Kobe Bryant seemed capable of summoning greatness at any moment. He could be a streaky player, but when he was hot, he was unstoppable. There was the outing in 2003 when he set an NBA record with 12 threes in a single game, nine of them consecutive. Or the nine-game tear he went on that same year, scoring at least 40 points a game.
But his masterpiece was at the Staples Center 14 years ago this month. On Jan. 22, 2006, Bryant amassed a mind-boggling 81 points in one of the most impressive individual performances in basketball history. Only Wilt Chamberlain had ever scored more, with a 100-point performance in 1962.
Asked later what possessed him, Bryant was stumped. “To sit here and say I grasp what happened,” he said, “that would be lying.”
But there was something unusual about that day: It was the first and only game that his grandma had ever attended.
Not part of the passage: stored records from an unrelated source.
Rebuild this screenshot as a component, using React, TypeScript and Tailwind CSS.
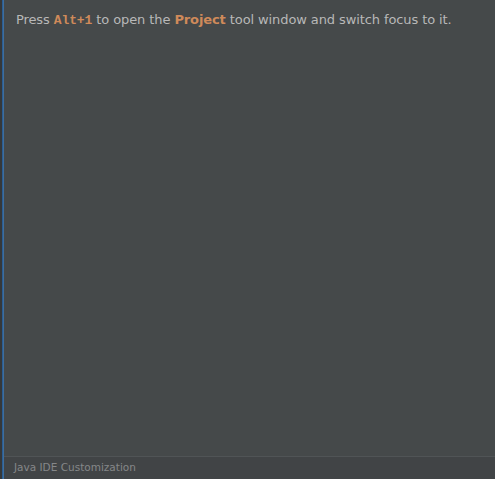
import React from 'react';

const App = () => {
  return (
    <div className="flex h-[479px] w-[495px] border-l-2 border-[#35383a] bg-[#45494a] font-['DejaVu_Sans',sans-serif]">
      <div className="w-px shrink-0 bg-[#2a5d94]" />
      <div className="w-px shrink-0 bg-[#3f6e9c]" />
      <div className="flex flex-1 flex-col">
        <div className="flex-1 pl-[12px] pt-[11px]">
          <p className="text-[13px] leading-[18px] text-[#b8b8b8] tracking-[-0.1px]">
            Press{' '}
            <span className="font-['Liberation_Mono',monospace] font-bold text-[#cf8a5a]">Alt+1</span>
            {' '}to open the{' '}
            <span className="font-bold text-[#cf8a5a]">Project</span>
            {' '}tool window and switch focus to it.
          </p>
        </div>
        <div className="flex h-[23px] items-center border-t border-[#505456] bg-[#414446] pl-[10px]">
          <span className="text-[10.5px] text-[#858789]">Java IDE Customization</span>
        </div>
      </div>
    </div>
  );
};

export default App;
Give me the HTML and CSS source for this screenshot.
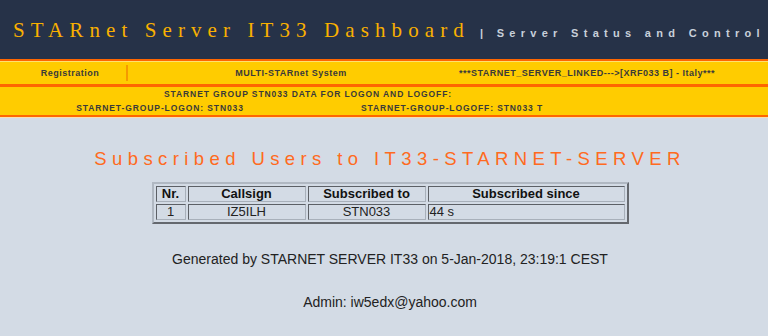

In town from Philadelphia, she had avoided Bryant’s professional games because they made her so nervous. When he got off to a slow start, she worried that she was jinxing him.
But then Bryant seemed to become possessed. By the end of three quarters he had 53 points. In the fourth quarter, as he added another 28, he waved to his grandmother in the stands. She hugged a stranger sitting next to her, a Lakers superfan named Cathy Johnson. “It was absolutely electric,” Johnson recalled later in an interview with Vocativ.
When the final buzzer rang, Bryant had given his grandmother the greatest show of his career, and one that no other player has come close to matching since.